I would just buy another one, as they are so cheap.

I would recommend staying with USB, at least for the first few test builds.

I will update users on the development progress this evening.

ooh never thought of that! I was busy trying to shoehorn a replacement Sata drive in, along with adaptor…

Liking the look of this one…

http://www.ebay.co.uk/itm/272024284762

Wonder if it’s worth the gamble - can anyone advise?? :smiley:

Cheers

toibs,
I don’t think there’s any gamble. I’ve seen plenty of threads indicating that this works. I’ve found the adapter in the U.S. for about $5, and less if you want to wait for the ship from China. I’ve seen an 8GB mSata SSD drive for as little as $12. To me this would be worth the time and effort to not have a thumb drive hanging out the back. I don’t need any on board storage. Just enough to hold the OS and a few add ons.

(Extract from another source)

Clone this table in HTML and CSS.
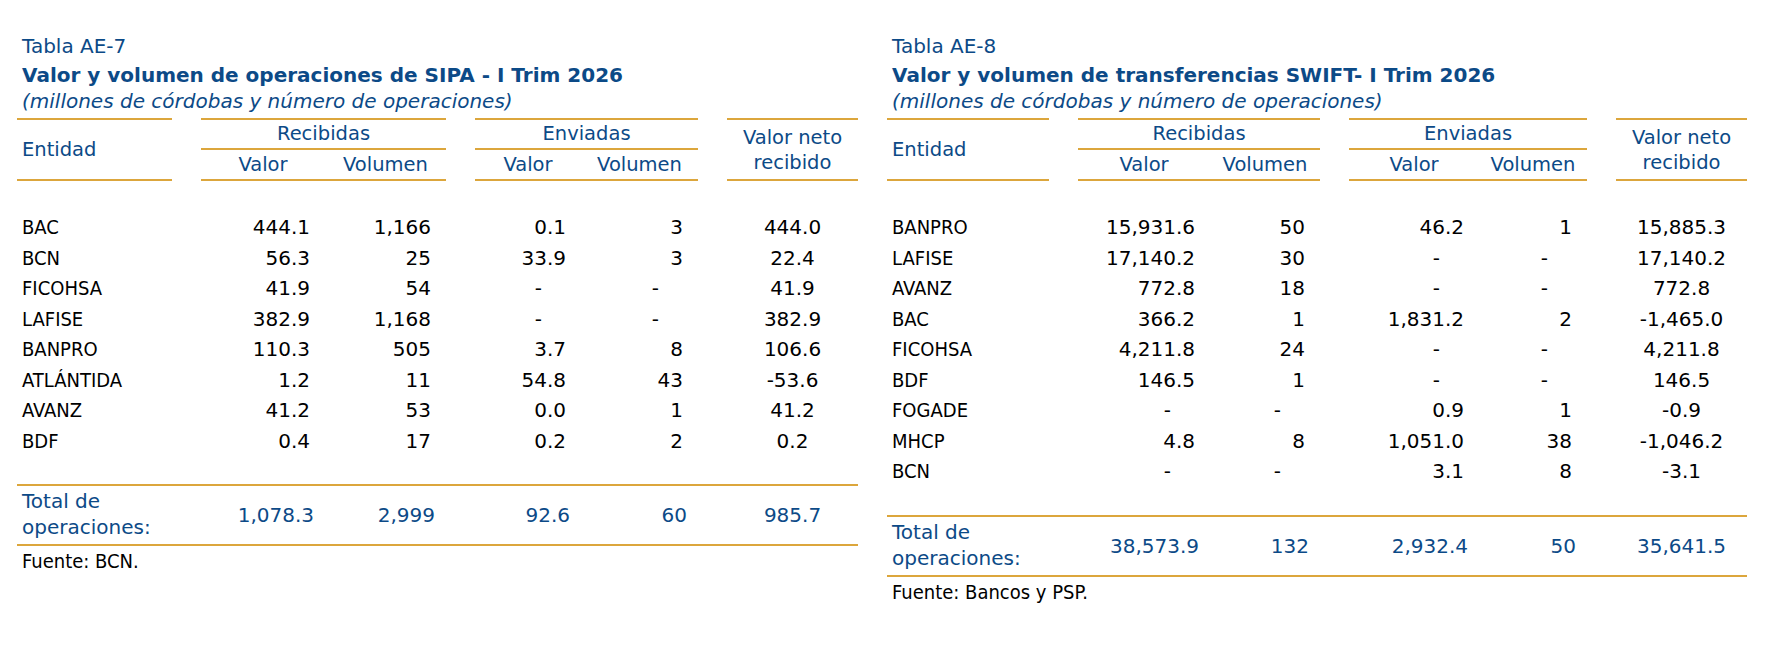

Haven’t seen the Disk on Modules that I started this thread about selling for that cheap either. Nor have I found more than one person claiming they work in this scenario. Yet, there’s something appealing about the simplicity of just plugging the module in to the IDE slot and not worrying about adapters.

I think I’ll eventually be going the mSata route but I’d always planned to wait and see how OSMC goes on a thumb drive first, as Sam has suggested.

For those wanting the best performance, an NFS root would probably be the best solution. This is supported in OSMC.

Sam

Does NFS root means that you boot the ATV from a network share?

Sorry is this is a silly question but I don’t know exactly what it means.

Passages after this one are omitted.